Since Punk at its inception is truthfully built on the fumes of Fifties Rock N'Roll and its simplicity, "Shake Appeal" runs through its lithe riffage like Chuck Berry fronting The Stones. Unlike, the first two albums, Iggy And The Stooges summon the magic of the past but add-on to it. Williamson's blistering high-volume/high-distortion solo NEEDS that instrumental passage as recovery, so it is still Iggy's perfectly timed exhalation that best reflects how they not only rekindled their primal fire - but now communicate well with each other as players.

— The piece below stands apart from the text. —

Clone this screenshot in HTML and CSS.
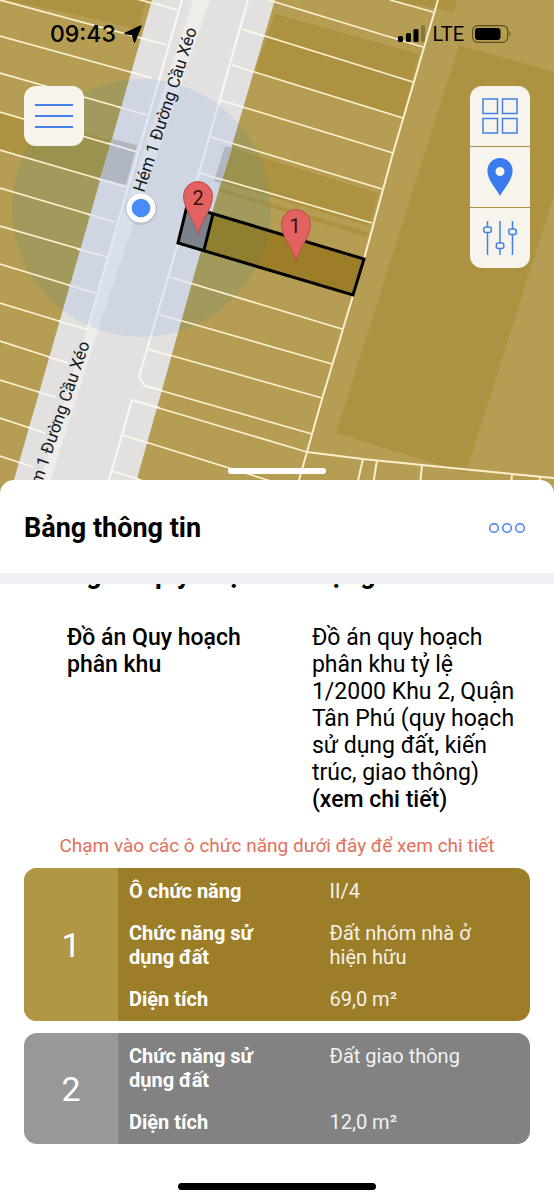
FILE: index.html
```html
<!DOCTYPE html>
<html lang="vi">
<head>
<meta charset="utf-8">
<meta name="viewport" content="width=device-width, initial-scale=1">
<title>Bảng thông tin</title>
<link rel="stylesheet" href="styles.css">
</head>
<body>
<main class="app">
  <section class="map" aria-label="Bản đồ quy hoạch">
    <svg class="map-canvas" viewBox="0 0 554 504">
      <defs>
        <clipPath id="road"><polygon points="152,0 275,0 204,240 130,504 7,504 83,240"/></clipPath>
      </defs>
      <rect width="554" height="504" fill="#b59d53"/>
      <!-- buildings -->
      <g fill="#9c7d18" fill-opacity=".3">
        <polygon points="459,45 554,72 554,195 466,473 336,433"/>
        <polygon points="390,0 457,0 454,12 433,8"/>
        <polygon points="275,14 419,54 403,117 255,72"/>
        <polygon points="228,147 378,193 366,237 214,190"/>
        <polygon points="6,0 146,0 138,30 100,20"/>
        <polygon points="0,112 112,140 102,178 0,150"/>
      </g>
      <path d="M217 184L368 229" stroke="#b59d53" stroke-width="6"/>
      <circle cx="141" cy="208" r="129" fill="#6d9079" fill-opacity=".26"/>
      <polygon points="152,0 275,0 204,240 130,504 7,504 83,240" fill="#e2e1df"/>
      <polygon points="193,0 210,0 128,240 98,330 43,504 33,504 114,240" fill="#eeedea"/>
      <polygon points="112,139 137,145 126,185 100,178" fill="#bebdb9"/>
      <polygon points="225,146 232,148 221,184 214,181" fill="#bebdb9"/>
      <!-- parcel boundaries -->
      <g fill="none" stroke="#fbefcd" stroke-width="1.7">
        <path d="M100-11L177 10M0 0L167 45M0 36L152 78M0 73L147 115M0 112L137 152M0 150L127 187M0 188L115 222M0 226L107 257M0 264L95 293M0 303L85 329M0 341L68 363M0 380L55 397M0 418L45 433M0 456L33 467"/>
        <path d="M252-5L423 47M390 0L433 12M242 29L413 82M232 65L403 118M220 100L393 153M211 137L382 189M200 173L372 223M170 277L342 329M158 314L332 364M148 349L322 398M145 386L312 434M132 400L307 452M123 435L277 483M112 471L150 483"/>
        <path d="M438 0L393 153L364 259L322 399L299 480L292 504M307 452L363 459L422 465L512 474L554 478M363 459L357 485M377 460L373 485M422 465L420 485M512 474L511 485M540 477L539 485" stroke-width="2"/>
      </g>
      <g fill="none" stroke="#f8f7f4" stroke-width="2.2">
        <path d="M182 0L113 240L87 330"/>
        <path d="M248 0L199 173L178 243L139 377L145 386L162 390M160 408L132 400L102 504"/>
        <path d="M154 3L177 10M140 38L167 45M130 72L152 78M118 107L147 115M108 143L137 152M98 179L127 187M87 214L115 222M77 249L107 257M68 285L95 293M58 321L85 329M48 357L68 363M38 392L55 397M28 427L45 433M18 462L33 467" stroke-width="1.7"/>
        <path d="M242 29L263 36M232 65L253 72M220 100L243 107M211 137L232 143M200 173L222 180M170 277L192 284M158 314L181 321M148 349L171 356M123 435L148 443M112 471L139 479" stroke-width="1.7"/>
      </g>
      <circle cx="141" cy="208" r="129" fill="#6397f3" fill-opacity=".15" clip-path="url(#road)"/>
      <!-- selected parcel -->
      <polygon points="187,206 213,214 204,250 178,243" fill="#7b828b"/>
      <polygon points="213,214 364,259 353,295 204,250" fill="#9d7e28"/>
      <path d="M213 214L270 231A129 129 0 0 1 257 266L204 250Z" fill="#8f7f30"/>
      <path d="M187 206L364 259L353 295L178 243ZM213 214L204 250" fill="none" stroke="#000" stroke-width="3"/>
      <g class="street">
        <text transform="translate(144 193) rotate(-72)">Hém 1 Đường Cầu Xéo</text>
        <text transform="translate(34 506) rotate(-71)">Hém 1 Đường Cầu Xéo</text>
      </g>
      <circle cx="141" cy="209" r="16" fill="#4a5a78" fill-opacity=".15"/>
      <circle cx="141" cy="208" r="14.5" fill="#fff"/>
      <circle cx="141" cy="208" r="9.3" fill="#488cf6"/>
      <g fill="#e1625f" stroke="#b84f4d" stroke-width="1">
        <path d="M198 235C196 222 183.500 210 183.500 196A14.500 14.500 0 0 1 212.500 196C212.500 210 200 222 198 235Z"/>
        <path d="M296 262C294 249 281.500 238 281.500 224A14.500 14.500 0 0 1 310.500 224C310.500 238 298 249 296 262Z"/>
      </g>
      <g class="pin-number">
        <text x="198" y="205">2</text>
        <text x="295" y="233">1</text>
      </g>
    </svg>

    <div class="overlay">
      <div class="status">
        <div class="status-side">
          <span class="clock">09:43</span>
          <svg width="18" height="18" viewBox="0 0 18 18"><path d="M17 1L1 8.500L8.500 9.500L10.500 17Z" stroke="#000" stroke-width="1.500" stroke-linejoin="round"/></svg>
        </div>
        <div class="status-side">
          <svg width="27" height="18" viewBox="0 0 27 18"><rect y="11" width="5" height="6" rx="1.500"/><rect x="8" y="8" width="5" height="9" rx="1.500"/><rect x="15.500" y="4" width="5" height="13" rx="1.500"/><rect x="23" width="4" height="17" rx="1.500" opacity=".25"/></svg>
          <span class="network">LTE</span>
          <svg width="40" height="18" viewBox="0 0 40 18"><rect x=".7" y=".7" width="35" height="16.600" rx="5" fill="none" stroke="#5c4d20" stroke-width="1.200"/><rect x="3" y="3" width="25.500" height="12" rx="3"/><path d="M37.500 6Q39.500 9 37.500 12Z" fill="#5c4d20"/></svg>
        </div>
      </div>
      <div class="tools">
        <button class="tool menu" type="button" aria-label="Menu">
          <svg width="38" height="26" viewBox="0 0 38 26"><path d="M0 2H38M0 13H38M0 24H38" stroke-width="1.800"/></svg>
        </button>
        <div class="toolbar">
          <button class="tool" type="button" aria-label="Lớp bản đồ">
            <svg width="36" height="36" viewBox="0 0 36 36"><path d="M1 1H15.500V15.500H1ZM20.500 1H35V15.500H20.500ZM1 20.500H15.500V35H1ZM20.500 20.500H35V35H20.500Z" stroke-width="1.500"/></svg>
          </button>
          <button class="tool" type="button" aria-label="Vị trí">
            <svg width="26" height="38" viewBox="0 0 26 38"><path d="M13 0A12.600 12.600 0 0 0 .4 12.600C.4 22 8 29 13 38C18 29 25.600 22 25.600 12.600A12.600 12.600 0 0 0 13 0ZM13 9A4.500 4.500 0 1 1 13 18A4.500 4.500 0 1 1 13 9Z" fill="#3a7bf0" stroke="none"/></svg>
          </button>
          <button class="tool" type="button" aria-label="Tùy chỉnh">
            <svg width="34" height="34" viewBox="0 0 34 34"><path d="M4.500 0V6M4.500 11.500V34M17 0V22M17 27.500V34M29.500 0V8M29.500 13.500V34" stroke-width="1.500"/><g stroke-width="1.500"><rect x=".8" y="6" width="7.500" height="5.500" rx="2"/><rect x="13.300" y="22" width="7.500" height="5.500" rx="2"/><rect x="25.700" y="8" width="7.500" height="5.500" rx="2"/></g></svg>
          </button>
        </div>
      </div>
      <div class="handle"></div>
    </div>
  </section>

  <section class="sheet">
    <header class="sheet-header">
      <h1 class="title">Bảng thông tin</h1>
      <button class="more" type="button" aria-label="Thêm">
        <svg width="38" height="12" viewBox="0 0 38 12"><circle cx="6" cy="6" r="4.300"/><circle cx="19" cy="6" r="4.300"/><circle cx="32" cy="6" r="4.300"/></svg>
      </button>
    </header>
    <div class="content">
      <h2 class="section-title">Thông tin quy hoạch sử dụng đất</h2>
      <dl class="project">
        <dt>Đồ án Quy hoạch phân khu</dt>
        <dd>Đồ án quy hoạch phân khu tỷ lệ 1/2000 Khu 2, Quận Tân Phú (quy hoạch sử dụng đất, kiến trúc, giao thông) <a class="detail" href="#chi-tiet">(xem chi tiết)</a></dd>
      </dl>
      <p class="hint">Chạm vào các ô chức năng dưới đây để xem chi tiết</p>
      <div class="zones">
        <button class="zone residential" type="button">
          <span class="zone-number">1</span>
          <span class="zone-info">
            <span class="label">Ô chức năng</span><span class="value">II/4</span>
            <span class="label">Chức năng sử dụng đất</span><span class="value">Đất nhóm nhà ở hiện hữu</span>
            <span class="label">Diện tích</span><span class="value">69,0 m²</span>
          </span>
        </button>
        <button class="zone traffic" type="button">
          <span class="zone-number">2</span>
          <span class="zone-info">
            <span class="label">Chức năng sử dụng đất</span><span class="value">Đất giao thông</span>
            <span class="label">Diện tích</span><span class="value">12,0 m²</span>
          </span>
        </button>
      </div>
    </div>
    <div class="home-indicator"></div>
  </section>
</main>
</body>
</html>
```
FILE: styles.css
```css
* { box-sizing: border-box; }
body {
  margin: 0;
  background: #fff;
  color: #000;
  font-family: Roboto, "Noto Sans", sans-serif;
}
h1, h2, p, dl, dd { margin: 0; }
button {
  margin: 0;
  padding: 0;
  border: 0;
  background: none;
  color: inherit;
  font: inherit;
  text-align: left;
}
svg { display: block; flex: none; }

.map { position: relative; overflow: hidden; }
.map-canvas { width: 100%; height: auto; }
.street { font-size: 17px; fill: #15181f; }
.pin-number { font-size: 20px; fill: #35100f; text-anchor: middle; }
.overlay {
  position: absolute;
  inset: 0 0 24px;
  display: flex;
  flex-direction: column;
  padding: 20px 24px 6px;
}
.status {
  display: flex;
  justify-content: space-between;
  align-items: center;
  padding: 0 18px 0 26px;
  height: 28px;
}
.status-side { display: flex; align-items: center; gap: 8px; }
.clock { font: 500 23px/28px Inter, sans-serif; }
.network { font-size: 20px; line-height: 28px; }
.tools {
  display: flex;
  flex: 1;
  justify-content: space-between;
  align-items: flex-start;
  padding-top: 38px;
}
.tool {
  display: flex;
  align-items: center;
  justify-content: center;
  width: 60px;
  height: 60px;
  background: #f6f4ec;
}
.tool svg, .more svg { fill: none; stroke: #4380ea; }
.more svg { stroke-width: 1.5; }
.menu { border-radius: 12px; }
.toolbar {
  display: flex;
  flex-direction: column;
  gap: 1px;
  border-radius: 12px;
  overflow: hidden;
}
.handle {
  align-self: center;
  width: 98px;
  height: 6px;
  border-radius: 3px;
  background: #fff;
}

.sheet {
  position: relative;
  margin-top: -24px;
  padding-bottom: 10px;
  border-radius: 14px 14px 0 0;
  background: #fff;
}
.sheet-header {
  display: flex;
  align-items: center;
  justify-content: space-between;
  padding: 32px 28px 29px 24px;
}
.title { font-size: 27px; line-height: 32px; font-weight: 700; }
.content { border-top: 11px solid #f1f0f5; overflow: hidden; }
.section-title {
  margin: -25px 24px 35px;
  font-size: 27px;
  line-height: 30px;
  font-weight: 700;
}
.project {
  display: grid;
  grid-template-columns: 6fr 5fr;
  margin: 0 38px 0 67px;
  font-size: 23px;
  line-height: 27px;
}
.project dt { padding-right: 40px; font-weight: 500; }
.detail { color: inherit; font-weight: 500; text-decoration: none; }
.hint {
  margin: 20px 24px 10px;
  color: #e2705a;
  font-size: 19px;
  line-height: 25px;
  text-align: center;
}
.zones { display: flex; flex-direction: column; gap: 12px; margin: 0 24px; }
.zone {
  display: flex;
  width: 100%;
  border-radius: 13px;
  overflow: hidden;
  color: #fff;
  font-size: 20px;
  line-height: 24px;
}
.residential { background: #9d7e28; }
.traffic { background: #828282; }
.zone-number {
  display: flex;
  align-items: center;
  justify-content: center;
  align-self: stretch;
  width: 94px;
  background: rgb(255 255 255 / 18%);
  font-size: 34px;
}
.residential .zone-number { background: #b09645; }
.zone-info {
  display: grid;
  flex: 1;
  grid-template-columns: 1fr 1fr;
  row-gap: 18px;
  padding: 11px 0 10px 11px;
}
.label { padding-right: 40px; font-weight: 700; }
.value { padding-right: 40px; opacity: .9; }
.home-indicator {
  width: 198px;
  height: 7px;
  margin: 39px auto 0;
  border-radius: 4px;
  background: #000;
}
```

One of the main issues with the earlier albums is the "existence" of the ballad. The John Cale-produced debut turns in ten minutes of drone and moan as "We Will Fall" which still sounds uncharacteristic and overlong (whereas you can listen to Love's eighteen-minute "Revelation" because it feels like it fits into their cultural moment. But not every day.) The superior "Fun House" is only risk and leaves nothing for the frontal lobe. So, the label-requested ballads smartly choose a new weapon of choice: the acoustic guitar. "I Need Somebody" is definitely "Fun House"-style Blues but reformed around more of a sonic image. However, "Gimme Danger" is almost scored like haunting Power Pop opening with chiming acoustic guitar, celeste-like keyboard, and a perilous tambourine. As a result, when The Stooges do enter as a band it is to power the choruses and fuel Iggy to fight another round against this demon force. "Gimme Danger" is the album's crystal ball looking forward from New York Dolls, to Punk, to the Replacements, to Red Hot Chili Peppers. All drama summoned here feels too real. Most importantly, "Search" and "Danger" were designed to be singles, as they hoped to break the album commercially.
Nonetheless, the sweet smell eluded them again. Three weeks on the Billboard 200. Singles are only released in Japan. Dropped by Columbia and back on the skids until February 1974. But oh what a legacy. The Stooges are like that comet that blazed across the sky. Everyone still talks about that night and how after seeing its trail - we were never the same again.